-- begin SUPPLIED DATA --

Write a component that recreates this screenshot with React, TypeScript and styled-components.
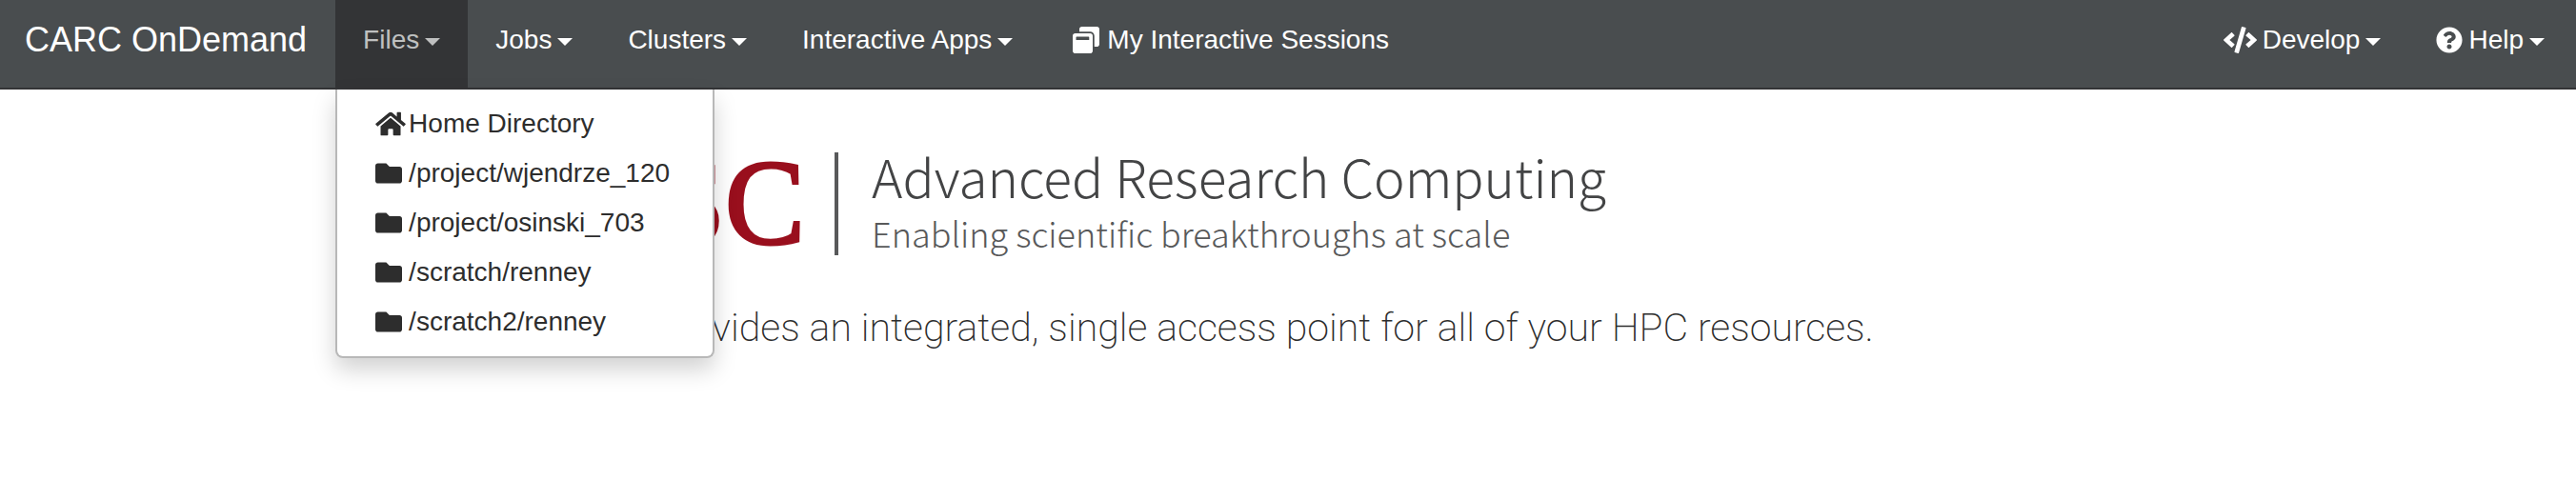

-- end SUPPLIED DATA --
-- begin SUPPLIED DATA --

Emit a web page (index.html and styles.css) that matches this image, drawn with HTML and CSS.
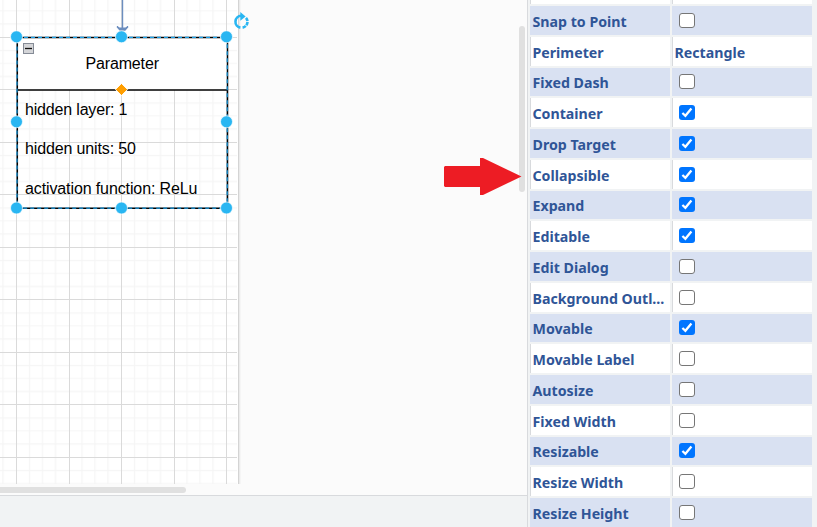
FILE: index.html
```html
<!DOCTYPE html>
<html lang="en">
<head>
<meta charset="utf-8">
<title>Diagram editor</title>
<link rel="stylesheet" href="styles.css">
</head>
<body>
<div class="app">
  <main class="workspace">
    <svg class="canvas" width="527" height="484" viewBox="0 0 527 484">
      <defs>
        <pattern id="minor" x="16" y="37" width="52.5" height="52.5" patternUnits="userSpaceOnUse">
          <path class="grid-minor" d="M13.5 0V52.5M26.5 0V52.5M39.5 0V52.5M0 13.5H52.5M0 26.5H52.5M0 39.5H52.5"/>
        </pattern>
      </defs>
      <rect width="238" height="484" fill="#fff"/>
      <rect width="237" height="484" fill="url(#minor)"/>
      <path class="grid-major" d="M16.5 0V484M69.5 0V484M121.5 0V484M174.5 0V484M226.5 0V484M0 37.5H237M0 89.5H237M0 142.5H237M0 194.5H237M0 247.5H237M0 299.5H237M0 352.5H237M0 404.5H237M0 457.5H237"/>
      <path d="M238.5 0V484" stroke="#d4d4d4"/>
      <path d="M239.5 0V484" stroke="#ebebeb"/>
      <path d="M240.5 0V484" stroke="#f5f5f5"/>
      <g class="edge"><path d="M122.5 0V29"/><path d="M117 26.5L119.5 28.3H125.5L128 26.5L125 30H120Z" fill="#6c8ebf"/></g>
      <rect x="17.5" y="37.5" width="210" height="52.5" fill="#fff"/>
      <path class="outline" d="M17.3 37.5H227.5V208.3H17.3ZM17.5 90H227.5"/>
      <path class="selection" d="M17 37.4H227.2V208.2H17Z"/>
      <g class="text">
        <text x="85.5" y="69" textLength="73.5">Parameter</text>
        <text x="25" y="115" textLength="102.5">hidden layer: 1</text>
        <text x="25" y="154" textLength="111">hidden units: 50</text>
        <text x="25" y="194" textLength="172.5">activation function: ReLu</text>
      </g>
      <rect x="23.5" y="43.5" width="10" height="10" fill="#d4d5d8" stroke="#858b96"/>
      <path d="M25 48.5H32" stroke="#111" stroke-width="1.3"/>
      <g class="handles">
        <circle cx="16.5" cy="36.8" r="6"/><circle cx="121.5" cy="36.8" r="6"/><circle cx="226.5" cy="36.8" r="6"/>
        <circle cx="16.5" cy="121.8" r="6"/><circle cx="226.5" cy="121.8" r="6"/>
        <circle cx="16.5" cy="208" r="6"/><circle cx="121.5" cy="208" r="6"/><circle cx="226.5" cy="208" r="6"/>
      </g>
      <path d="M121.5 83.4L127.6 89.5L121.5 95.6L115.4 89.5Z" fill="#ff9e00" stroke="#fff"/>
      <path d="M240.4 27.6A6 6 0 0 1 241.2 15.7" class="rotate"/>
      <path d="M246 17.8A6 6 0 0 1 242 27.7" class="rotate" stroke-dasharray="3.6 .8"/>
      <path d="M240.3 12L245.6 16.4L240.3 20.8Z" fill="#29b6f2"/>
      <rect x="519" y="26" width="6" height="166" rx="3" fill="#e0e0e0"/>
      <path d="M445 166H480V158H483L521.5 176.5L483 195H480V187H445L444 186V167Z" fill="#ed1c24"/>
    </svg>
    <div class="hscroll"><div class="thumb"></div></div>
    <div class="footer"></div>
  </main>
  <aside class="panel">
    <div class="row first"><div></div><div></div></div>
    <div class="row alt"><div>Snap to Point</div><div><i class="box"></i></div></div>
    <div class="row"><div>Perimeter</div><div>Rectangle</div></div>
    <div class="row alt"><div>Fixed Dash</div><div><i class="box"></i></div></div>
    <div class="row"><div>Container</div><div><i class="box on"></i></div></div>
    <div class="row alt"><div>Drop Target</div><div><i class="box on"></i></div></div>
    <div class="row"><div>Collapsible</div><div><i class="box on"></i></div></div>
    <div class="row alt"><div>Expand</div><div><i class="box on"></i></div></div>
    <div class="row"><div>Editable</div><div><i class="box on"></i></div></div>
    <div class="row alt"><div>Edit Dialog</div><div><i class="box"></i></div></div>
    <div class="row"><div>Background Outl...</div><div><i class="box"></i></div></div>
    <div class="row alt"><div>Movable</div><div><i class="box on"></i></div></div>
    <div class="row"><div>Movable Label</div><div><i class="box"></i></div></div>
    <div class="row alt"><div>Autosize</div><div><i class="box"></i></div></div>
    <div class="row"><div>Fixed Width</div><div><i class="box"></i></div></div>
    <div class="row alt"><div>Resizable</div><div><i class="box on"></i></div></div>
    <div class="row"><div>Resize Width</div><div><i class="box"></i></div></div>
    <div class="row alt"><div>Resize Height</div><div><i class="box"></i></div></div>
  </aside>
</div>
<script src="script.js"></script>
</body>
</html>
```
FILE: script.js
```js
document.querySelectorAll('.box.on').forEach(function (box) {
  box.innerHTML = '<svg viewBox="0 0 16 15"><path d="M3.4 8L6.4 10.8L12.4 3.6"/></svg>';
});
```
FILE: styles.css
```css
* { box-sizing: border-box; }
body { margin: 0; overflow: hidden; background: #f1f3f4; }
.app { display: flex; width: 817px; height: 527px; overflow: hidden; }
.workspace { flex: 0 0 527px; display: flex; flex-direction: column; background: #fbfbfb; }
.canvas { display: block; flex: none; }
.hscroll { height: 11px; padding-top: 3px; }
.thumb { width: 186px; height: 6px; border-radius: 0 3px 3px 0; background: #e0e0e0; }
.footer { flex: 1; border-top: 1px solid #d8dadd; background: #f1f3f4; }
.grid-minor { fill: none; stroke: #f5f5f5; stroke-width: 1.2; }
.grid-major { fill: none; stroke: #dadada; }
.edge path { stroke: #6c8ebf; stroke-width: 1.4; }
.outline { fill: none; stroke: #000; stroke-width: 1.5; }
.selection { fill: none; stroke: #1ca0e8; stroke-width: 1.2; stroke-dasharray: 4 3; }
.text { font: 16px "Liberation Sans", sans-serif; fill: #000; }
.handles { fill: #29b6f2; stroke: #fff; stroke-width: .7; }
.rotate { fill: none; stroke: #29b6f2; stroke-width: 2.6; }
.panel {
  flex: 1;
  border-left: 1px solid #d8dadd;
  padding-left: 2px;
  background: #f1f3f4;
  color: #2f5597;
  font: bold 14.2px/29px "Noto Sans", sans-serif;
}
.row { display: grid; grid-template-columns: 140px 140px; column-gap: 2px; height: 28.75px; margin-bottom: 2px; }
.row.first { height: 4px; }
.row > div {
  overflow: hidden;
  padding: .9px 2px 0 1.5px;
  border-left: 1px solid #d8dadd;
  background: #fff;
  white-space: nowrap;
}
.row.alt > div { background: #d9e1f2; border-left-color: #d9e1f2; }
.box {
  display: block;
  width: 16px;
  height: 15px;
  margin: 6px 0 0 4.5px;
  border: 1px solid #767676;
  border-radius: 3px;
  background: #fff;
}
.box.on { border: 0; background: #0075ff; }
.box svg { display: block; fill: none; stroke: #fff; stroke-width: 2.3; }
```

-- end SUPPLIED DATA --

> [INSTRUCTION]
Find the word "this" in the material, then list each line that holds it.

> [COMPLETE ANSWER]
Write a component that recreates this screenshot with React, TypeScript and styled-components.
Emit a web page (index.html and styles.css) that matches this image, drawn with HTML and CSS.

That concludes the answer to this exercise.